Book
.

The Calm Beyond: A clash of cultures in colonial Aotearoa/New Zealand

by Ross Grigg

Find your copy...

A tale of values, a clash of cultures, with life-or-death consequences. In 1840’s Aotearoa/New Zealand, this is the story of two yearnings: a Pākehā’s hunger for land and a Māori chief’s need to protect both a birth right and what he has taken from others. It is the story of two laws: British law and mana whenua, Māori authority and ownership of their land. At the centre of it all, the Wairau Plains, acquired by an itinerant ship’s captain in a dubious deal from the Ngāti Toa chief Te Rauparaha.
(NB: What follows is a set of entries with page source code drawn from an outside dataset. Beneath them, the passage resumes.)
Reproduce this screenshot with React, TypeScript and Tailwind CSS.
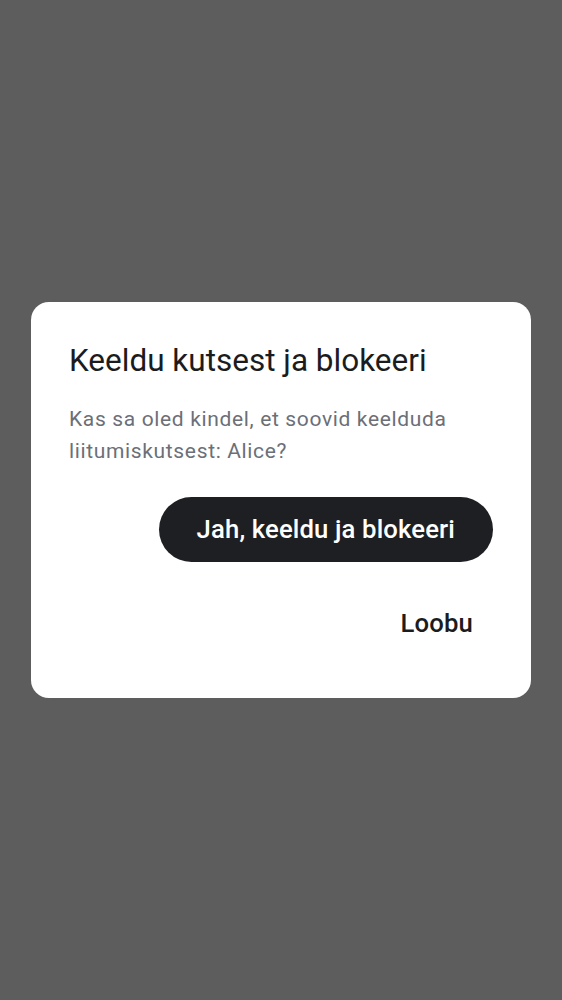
export default function App() {
  return (
    <div
      className="h-screen w-full bg-[#5d5d5d] flex items-center justify-center px-[31px]"
      style={{ fontFamily: "Roboto, 'Noto Sans', sans-serif" }}
    >
      <div className="w-full bg-white rounded-[18px] px-[38px] pt-[38px] pb-[43px] flex flex-col">
        <h2 className="text-[31.5px] leading-[42px] text-[#1b1c20] font-normal">
          Keeldu kutsest ja blokeeri
        </h2>
        <p className="mt-[22px] text-[21px] leading-[31.5px] tracking-[0.65px] text-[#6b6f78]">
          Kas sa oled kindel, et soovid keelduda liitumiskutsest: Alice?
        </p>
        <div className="mt-[30px] flex flex-col items-end gap-[29px]">
          <button className="h-[65px] rounded-full bg-[#1e1f23] px-[38px] text-[25.7px] tracking-[0.13px] font-medium text-white">
            Jah, keeldu ja blokeeri
          </button>
          <button className="h-[64px] px-[20px] text-[25.7px] tracking-[0.13px] font-medium text-[#1b1c20]">
            Loobu
          </button>
        </div>
      </div>
    </div>
  );
}
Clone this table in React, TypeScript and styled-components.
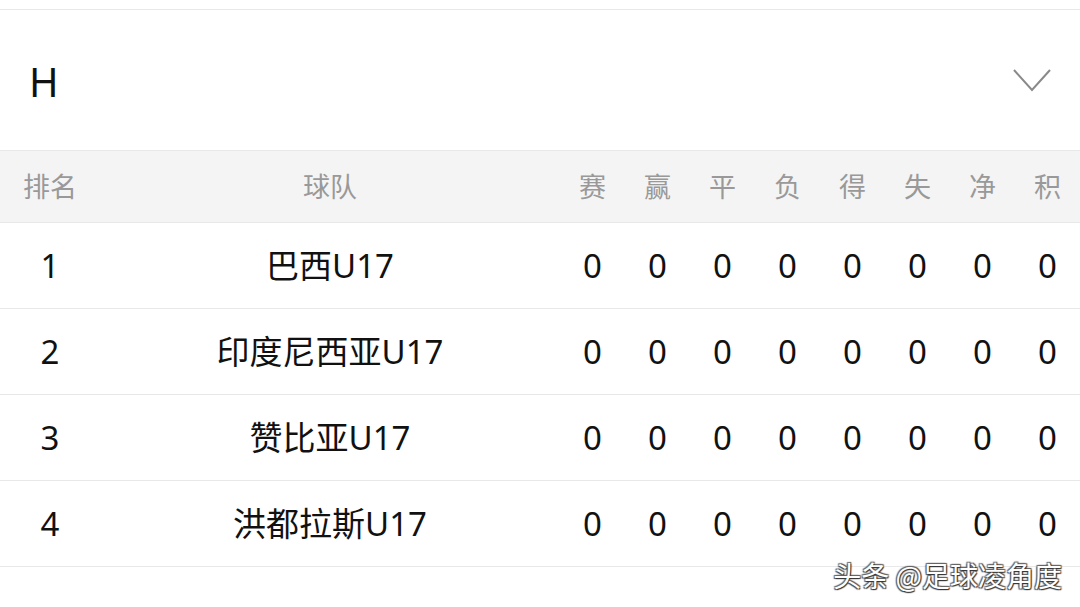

The relationship between Te Rauparaha, a person both revered and loathed, and middle-class Englishman Arthur Wakefield, leader of the new colony of Nelson, is central to this historical drama. While Te Rauparaha wants to benefit his iwi, his tribe, by exploiting the Europeans for trading opportunities, Wakefield wants to transplant a model English society into the new land, and to ensure his own future. Each man has pressures: Te Rauparaha from his iwi who want an end to Pākehā encroachment of their land; Wakefield from settlers who need to build new lives on land they have been promised. As tension builds, a Māori woman and her two children are ruthlessly murdered by a Pākehā. How will British law and order serve Te Rauparaha? Can the man standing between the rivals, newly appointed Land Commissioner, William Spain, prevent a life and death conflict over the beautiful plains of Wairau?